What the task asks — From the entries below, work out the number of lines that hold the word "Tailwind", and give that number alone.

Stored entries
## BEGIN
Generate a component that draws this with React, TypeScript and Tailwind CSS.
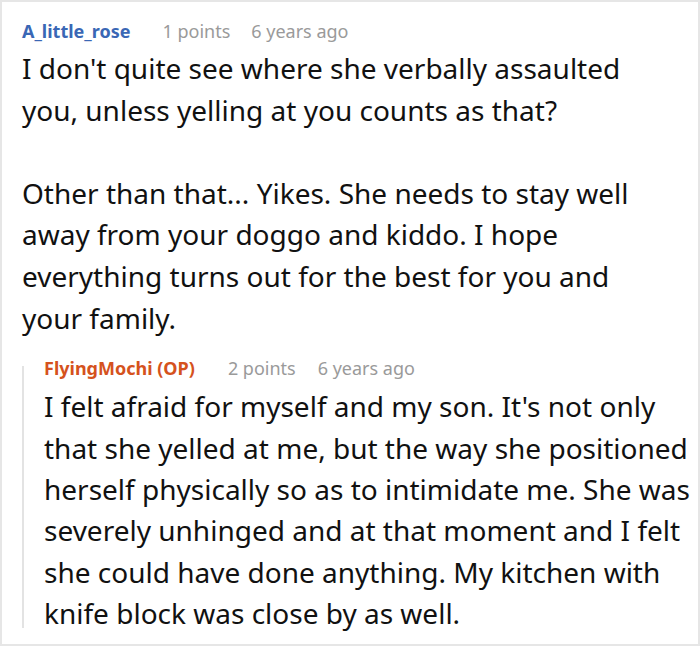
export default function App() {
  return (
    <div
      className="w-[700px] h-[646px] border-2 border-[#e6e6e6] bg-white overflow-hidden"
      style={{ fontFamily: '"Noto Sans", "Open Sans", sans-serif' }}
    >
      <div className="pl-[20px] pr-[8px] pt-[17px]">
        <div className="flex items-center h-6 text-[18px] leading-6">
          <span className="font-bold text-[#3a67b5]">A_little_rose</span>
          <span className="ml-[32px] text-[#9a9a9a]">1 points</span>
          <span className="ml-[21px] text-[#9a9a9a]">6 years ago</span>
        </div>
        <div className="mt-[5px] max-w-[630px] text-[28px] leading-[41.6px] text-[#111]">
          <p>I don't quite see where she verbally assaulted you, unless yelling at you counts as that?</p>
          <p className="mt-[41.6px]">
            Other than that... Yikes. She needs to stay well away from your doggo and kiddo. I hope everything turns out for the best for you and your family.
          </p>
        </div>

        <div className="relative mt-[17px] pl-[22px]">
          <span className="absolute left-0 top-[10px] bottom-[7px] w-[2px] bg-[#e3e3e3]" />
          <div className="flex items-center h-6 text-[18px] leading-6">
            <span className="font-bold text-[#d5521d]">FlyingMochi (OP)</span>
            <span className="ml-[33px] text-[#9a9a9a]">2 points</span>
            <span className="ml-[22px] text-[#9a9a9a]">6 years ago</span>
          </div>
          <div className="mt-[6px] text-[28px] leading-[41.4px] text-[#111]">
            <p>
              I felt afraid for myself and my son. It's not only that she yelled at me, but the way she positioned herself physically so as to intimidate me. She was severely unhinged and at that moment and I felt she could have done anything. My kitchen with knife block was close by as well.
            </p>
          </div>
        </div>
      </div>
    </div>
  )
}
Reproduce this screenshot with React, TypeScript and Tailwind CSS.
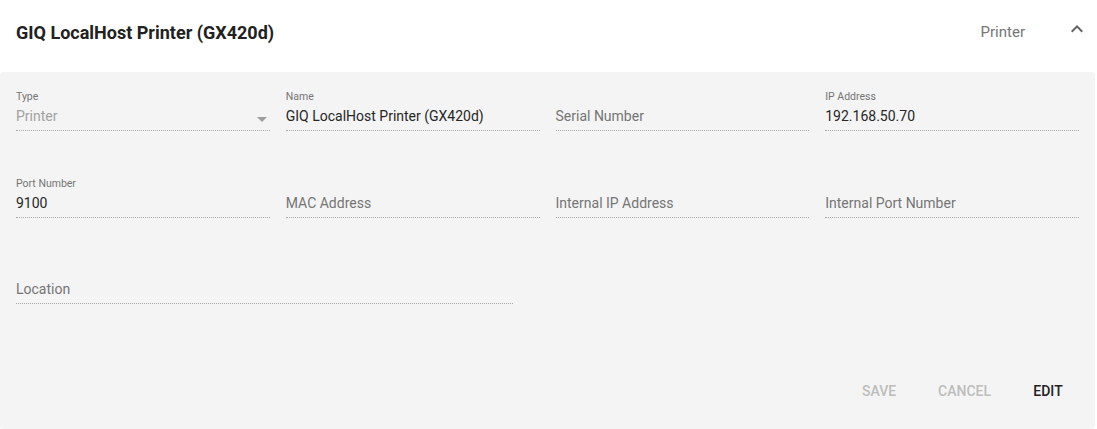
import * as React from "react";

type Field = {
  label: string;
  value?: string;
  disabled?: boolean;
  select?: boolean;
};

const rowOne: Field[] = [
  { label: "Type", value: "Printer", disabled: true, select: true },
  { label: "Name", value: "GIQ LocalHost Printer (GX420d)" },
  { label: "Serial Number" },
  { label: "IP Address", value: "192.168.50.70" },
];

const rowTwo: Field[] = [
  { label: "Port Number", value: "9100" },
  { label: "MAC Address" },
  { label: "Internal IP Address" },
  { label: "Internal Port Number" },
];

function TextField({ field }: { field: Field }) {
  const hasValue = field.value !== undefined;
  return (
    <div className="flex flex-col">
      <div className="h-3 text-[10.5px] leading-[12px] text-[#757575]">
        {hasValue ? field.label : ""}
      </div>
      <div className="relative flex h-[28px] items-start border-b border-dotted border-[#a8a8a8] pt-[4px]">
        <span
          className={
            "text-[14px] leading-[19px] " +
            (!hasValue
              ? "text-[#757575]"
              : field.disabled
                ? "text-[#a2a2a2]"
                : "text-[#262626]")
          }
        >
          {hasValue ? field.value : field.label}
        </span>
        {field.select && (
          <svg
            className="absolute right-[-4px] top-[4px] h-6 w-6"
            viewBox="0 0 24 24"
            fill="#9e9e9e"
          >
            <path d="M7 10l5 5 5-5z" />
          </svg>
        )}
      </div>
    </div>
  );
}

export default function App() {
  return (
    <main
      className="min-h-[429px] w-[1097px] bg-white"
      style={{ fontFamily: "Roboto, 'Noto Sans', sans-serif" }}
    >
      <header className="flex h-[72px] items-start pl-4">
        <h1 className="mt-[21px] text-[18px] font-bold leading-6 text-[#212121]">
          GIQ LocalHost Printer (GX420d)
        </h1>
        <span className="ml-auto mt-[20px] text-[15px] leading-6 text-[#757575]">
          Printer
        </span>
        <svg
          className="ml-[40px] mr-[8px] mt-[17px] h-6 w-6"
          viewBox="0 0 24 24"
          fill="#616161"
        >
          <path d="M12 8l-6 6 1.41 1.41L12 10.83l4.59 4.58L18 14z" />
        </svg>
      </header>

      <section className="w-[1095px] rounded bg-[#f4f4f4] px-4 pt-[19px] pb-[20px]">
        <div className="grid grid-cols-4 gap-x-4">
          {rowOne.map((f) => (
            <TextField key={f.label} field={f} />
          ))}
        </div>
        <div className="mt-[47px] grid grid-cols-4 gap-x-4">
          {rowTwo.map((f) => (
            <TextField key={f.label} field={f} />
          ))}
        </div>
        <div className="mt-[46px] w-[497px]">
          <TextField field={{ label: "Location" }} />
        </div>

        <div className="mt-[69px] flex h-9 items-center justify-end">
          <button className="h-9 min-w-16 px-2 text-[14px] font-medium uppercase text-[#bdbdbd]">
            Save
          </button>
          <button className="ml-[19px] h-9 min-w-16 px-2 text-[14px] font-medium uppercase text-[#bdbdbd]">
            Cancel
          </button>
          <button className="mr-[-1px] ml-[17px] h-9 min-w-16 px-2 text-[14px] font-medium uppercase text-[#212121]">
            Edit
          </button>
        </div>
      </section>
    </main>
  );
}
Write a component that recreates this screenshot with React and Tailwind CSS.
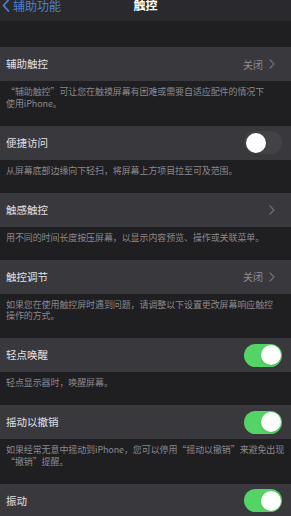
## END
Exercise solution — 3